TMWM starts slow but tension builds up steadily. So there I was, reading and reading not knowing exactly where the story was going but not really caring because I liked J.G. Alt’s writing very much! Word after word, sentence after sentence… pages went by and I was enthralled all the way to the crazy end! An Amelie-crazy kind of end that could make TMWM a really good movie.
Even though this is J.G. Alt’s first novel I could tell J.G. Alt is an experienced writer. The structure and flow of the sentences, the pace, the imaginative and witty prose, the crafty descriptions… it all makes this book a very enjoyable read. I loved every page of it (well… except for a couple of pages here and there; more on that below.)
The romance between Dan and Amelie… hilarious! They meet and in HOURS… instant, steamy, love! I thought that happened only in YA books! I actually don’t have an issue with that. I happen to believe in instant love and I find it refreshing when it happens to adults. Other readers may find difficult to relate to it, though. Some of my favorite Dan and Amelie’s quotes:
I’ve known her fewer than twenty- four hours, but already I’m hopelessly in love. Love to watch her take in the world. She has an intelligence about her, a seriousness, as if one can see her mind at work. I imagine her artist’s eye, artist’s brain, artist’s soul, collecting data, making it her own, I love to watch Amélie. She takes my breath away.
My heart flutters, races, like I’m sixteen and on my first date with the most beautiful girl in the school. The maturity of the gardens, the patrons, the staff, makes our age difference seem like centuries rather than decades.
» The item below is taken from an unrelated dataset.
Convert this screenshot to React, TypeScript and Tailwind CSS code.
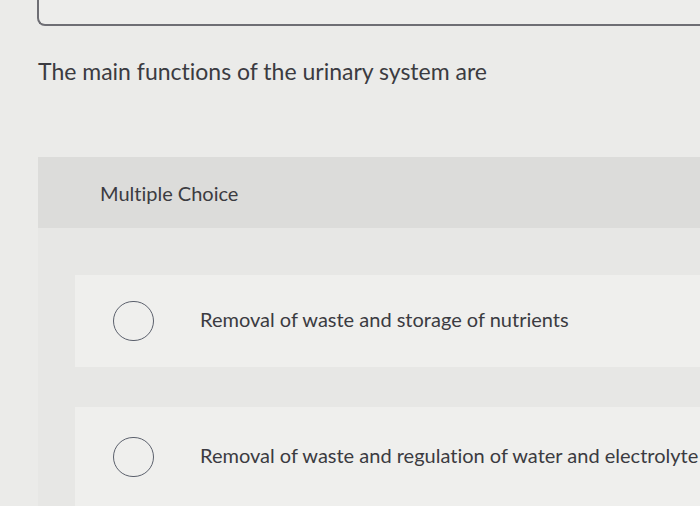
import React from "react"

// ── Answer options ────────────────────────────────────────────

const OPTIONS = [
  'Removal of waste and storage of nutrients',
  'Removal of waste and regulation of water and electrolyte',
]

function Radio() {
  return (
    <span className="block w-[41px] h-[40px] shrink-0 rounded-full border-[1.5px] border-[#5b606c]" aria-hidden="true" />
  )
}

export default function App() {
  return (
    <div
      className="w-[700px] h-[506px] overflow-hidden bg-[#ebebe9] text-[#3b3b41] [font-variant-ligatures:none]"
      style={{ fontFamily: 'Lato, "Open Sans", sans-serif' }}
    >
      {/* ── Previous answer box (cut off) ── */}
      <div className="ml-[37px] -mr-4 h-[26px] border-l-2 border-b-2 border-[#6e6e74] rounded-bl-[8px] bg-[#ededeb]" />

      {/* ── Question ── */}
      <p className="ml-[38px] mt-[30px] text-[23px] leading-[30px]">
        The main functions of the urinary system are
      </p>

      {/* ── Answer panel ── */}
      <section className="ml-[38px] mt-[71px]">
        <div className="h-[71px] flex items-center pl-[62px] bg-[#dcdcda] text-[20px]">
          Multiple Choice
        </div>

        <div className="pt-[47px] bg-[#e7e7e5]">
          <div className="ml-[37px] flex flex-col gap-[40px]">
            {OPTIONS.map((text, i) => (
              <label
                key={text}
                className={`${i === 0 ? 'h-[92px]' : 'h-[104px] pb-[4px]'} flex items-center gap-[46px] pl-[38px] bg-[#efefed] text-[20px] whitespace-nowrap`}
              >
                <Radio />
                <span className="-mt-1">{text}</span>
              </label>
            ))}
          </div>
        </div>
      </section>
    </div>
  )
}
I also loved to read about Dan’s struggles with the corporate world. His HR department is just ridiculous! An example of the mediocrity he has to endure:
“You, you need to be more creative in how you motivate your staff, Dan. You need to come up with other ways to get them to pick up the extra work.” “Such as?” “Oh, we have team building programs and exercises, you could have pot luck lunches, bring donuts every so often . . .”
TMWM also deals with some reversed sexism and racism. Here is where I had difficulties relating because I found Dan a little self-indulgent but J.G. Alt’s good writing still made me feel his pain:
“But why is it my turn now? I’ve not done anything wrong. I’ve wronged no one. No one in my family has wronged anyone. One of my ancestors even fought in the Civil war, on the side of the north, to end slavery, for goodness sake.
At least in the good old days, a guy my age would most likely be dead by now. Sometimes I wish it.”
Ouch! Dan’s POV is so well-written that I could feel his solitude, angsts and fears. It had me wondering how much of TMWM was maybe a memoir.
Amelie… I loved her so much I set up very high standards for her! and she let me down a little! There were a few pages toward the end where she became just a device to build Dan up! I Think J.G. Alt’s POVs got a little mixed up there. I bet Dan wished, wanted Amelie to say those things about him, maybe she even thought about Dan in such way BUT here was NO WAY my beloved smart, strong, independent, defiant Amelie would have said the things she said to Dan! Sorry… but I had to roll my eyes! Hope it gets removed in future editions! 🙂
And… I will know! because I will be following J.G. Alt’s work closely! looking forward to more of his books. Maybe a sequel?